* _Source excerpt_:
..........

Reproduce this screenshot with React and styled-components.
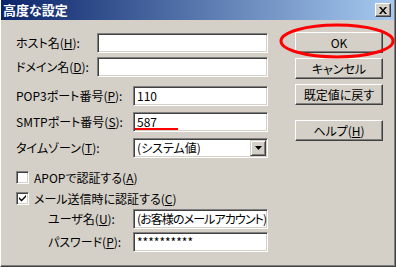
import { createGlobalStyle } from 'styled-components'
import styled from 'styled-components'

const GlobalStyle = createGlobalStyle`
  html, body {
    margin: 0;
    padding: 0;
    background: #d4d0c8;
  }
  body {
    font: 12px "Noto Sans CJK JP", "Noto Sans", sans-serif;
    font-feature-settings: "palt";
    color: #000;
  }
`

const Window = styled.div`
  width: 396px;
  height: 267px;
  box-sizing: border-box;
  background: #d4d0c8;
  border-left: 1px solid #ffffff;
  border-right: 1px solid #404040;
  border-bottom: 1px solid #404040;
  box-shadow: inset -1px -1px 0 #808080;
  display: flex;
  flex-direction: column;
  overflow: hidden;
`

const TitleBar = styled.div`
  height: 20px;
  margin: 0 1px 0 0;
  background: linear-gradient(to right, #0a246a, #a6caf0);
  display: flex;
  align-items: center;
  justify-content: space-between;
  padding: 0 3px 0 2px;
`

const Title = styled.div`
  color: #fff;
  font-weight: bold;
  font-size: 13px;
  line-height: 20px;
`

const CloseButton = styled.div`
  width: 16px;
  height: 14px;
  box-sizing: border-box;
  background: #d4d0c8;
  border-top: 1px solid #fff;
  border-left: 1px solid #fff;
  border-right: 1px solid #404040;
  border-bottom: 1px solid #404040;
  box-shadow: inset -1px -1px 0 #808080;
  display: flex;
  align-items: center;
  justify-content: center;
`

const Body = styled.div`
  display: flex;
  padding: 0 0 0 15px;
`

const Form = styled.div`
  width: 252px;
  display: flex;
  flex-direction: column;
`

const Row = styled.div`
  display: flex;
  align-items: center;
  margin-top: ${p => p.$gap}px;
  padding-left: ${p => p.$indent || 0}px;
`

const Label = styled.label`
  width: ${p => p.$width}px;
  flex: none;
  white-space: nowrap;
  line-height: 14px;
`

const Sunken = styled.div`
  position: relative;
  box-sizing: border-box;
  height: 20px;
  width: 135px;
  flex: ${p => (p.$grow ? '1' : 'none')};
  background: #fff;
  border-top: 1px solid #808080;
  border-left: 1px solid #808080;
  border-right: 1px solid #fff;
  border-bottom: 1px solid #fff;
  box-shadow: inset 1px 1px 0 #404040, inset -1px -1px 0 #d4d0c8;
  display: flex;
  align-items: center;
  padding-left: 3px;
  white-space: nowrap;
  overflow: hidden;
  line-height: 14px;
  letter-spacing: ${p => p.$tight ? '-0.9px' : '0'};
`

const Mark = styled.div`
  position: absolute;
  left: 1px;
  bottom: 1px;
  width: 43px;
  height: 2px;
  background: #ff0000;
`

const DropButton = styled.div`
  position: absolute;
  right: 1px;
  top: 1px;
  width: 16px;
  height: 16px;
  box-sizing: border-box;
  background: #d4d0c8;
  border-top: 1px solid #d4d0c8;
  border-left: 1px solid #d4d0c8;
  border-right: 1px solid #404040;
  border-bottom: 1px solid #404040;
  box-shadow: inset 1px 1px 0 #fff, inset -1px -1px 0 #808080;
  display: flex;
  align-items: center;
  justify-content: center;
`

const CheckRow = styled.label`
  display: flex;
  align-items: center;
  height: 14px;
  margin-top: ${p => p.$gap}px;
  gap: 5px;
  white-space: nowrap;
`

const CheckBox = styled.span`
  width: 13px;
  height: 13px;
  box-sizing: border-box;
  background: #fff;
  border-top: 1px solid #808080;
  border-left: 1px solid #808080;
  border-right: 1px solid #fff;
  border-bottom: 1px solid #fff;
  box-shadow: inset 1px 1px 0 #404040, inset -1px -1px 0 #d4d0c8;
  display: flex;
  align-items: center;
  justify-content: center;
  flex: none;
`

const Buttons = styled.div`
  margin-left: 27px;
  display: flex;
  flex-direction: column;
  position: relative;
`

const Button = styled.div`
  width: 88px;
  height: 21px;
  margin-top: ${p => p.$gap}px;
  box-sizing: border-box;
  background: #d4d0c8;
  border-top: 1px solid #fff;
  border-left: 1px solid #fff;
  border-right: 1px solid #404040;
  border-bottom: 1px solid #404040;
  box-shadow: inset -1px -1px 0 #808080;
  display: flex;
  align-items: center;
  justify-content: center;
  white-space: nowrap;
  line-height: 14px;
`

const Ellipse = styled.svg`
  position: absolute;
  left: -16px;
  top: 3px;
  pointer-events: none;
`

const Key = styled.u`
  text-underline-offset: 1px;
`

export default function App() {
  return (
    <>
      <GlobalStyle />
      <Window>
        <TitleBar>
          <Title>高度な設定</Title>
          <CloseButton>
            <svg width="8" height="7" viewBox="0 0 8 7">
              <path d="M0 0h2l2 2.5L6 0h2L5 3.5 8 7H6L4 4.5 2 7H0l3-3.5z" fill="#000" />
            </svg>
          </CloseButton>
        </TitleBar>
        <Body>
          <Form>
            <Row $gap={13}>
              <Label $width={81}>ホスト名(<Key>H</Key>):</Label>
              <Sunken $grow />
            </Row>
            <Row $gap={4}>
              <Label $width={81}>ドメイン名(<Key>D</Key>):</Label>
              <Sunken $grow />
            </Row>
            <Row $gap={9}>
              <Label $width={117}>POP3ポート番号(<Key>P</Key>):</Label>
              <Sunken>110</Sunken>
            </Row>
            <Row $gap={6}>
              <Label $width={117}>SMTPポート番号(<Key>S</Key>):</Label>
              <Sunken>
                587
                <Mark />
              </Sunken>
            </Row>
            <Row $gap={6}>
              <Label $width={117}>タイムゾーン(<Key>T</Key>):</Label>
              <Sunken>
                (システム値)
                <DropButton>
                  <svg width="7" height="4" viewBox="0 0 7 4">
                    <path d="M0 0h7L3.5 4z" fill="#000" />
                  </svg>
                </DropButton>
              </Sunken>
            </Row>
            <CheckRow $gap={12}>
              <CheckBox />
              <span>APOPで認証する(<Key>A</Key>)</span>
            </CheckRow>
            <CheckRow $gap={7}>
              <CheckBox>
                <svg width="7" height="7" viewBox="0 0 7 7">
                  <path d="M0 2l2.5 2.5L7 0v2L2.5 6.5 0 4z" fill="#000" />
                </svg>
              </CheckBox>
              <span>メール送信時に認証する(<Key>C</Key>)</span>
            </CheckRow>
            <Row $gap={4} $indent={32}>
              <Label $width={85}>ユーザ名(<Key>U</Key>):</Label>
              <Sunken $tight>(お客様のメールアカウント)</Sunken>
            </Row>
            <Row $gap={3} $indent={32}>
              <Label $width={85}>パスワード(<Key>P</Key>):</Label>
              <Sunken>**********</Sunken>
            </Row>
          </Form>
          <Buttons>
            <Button $gap={12}>OK</Button>
            <Button $gap={5}>キャンセル</Button>
            <Button $gap={5}>既定値に戻す</Button>
            <Button $gap={15}>ヘルプ(<Key>H</Key>)</Button>
            <Ellipse width="118" height="36" viewBox="0 0 118 36">
              <ellipse cx="58" cy="18" rx="56" ry="16" fill="none" stroke="#ff0000" strokeWidth="3" />
            </Ellipse>
          </Buttons>
        </Body>
      </Window>
    </>
  )
}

..........

* _Task to carry out_: Copy every line of the listing where the word "components" appears.

* _Reply to the task_:
Reproduce this screenshot with React and styled-components.
import { createGlobalStyle } from 'styled-components'
import styled from 'styled-components'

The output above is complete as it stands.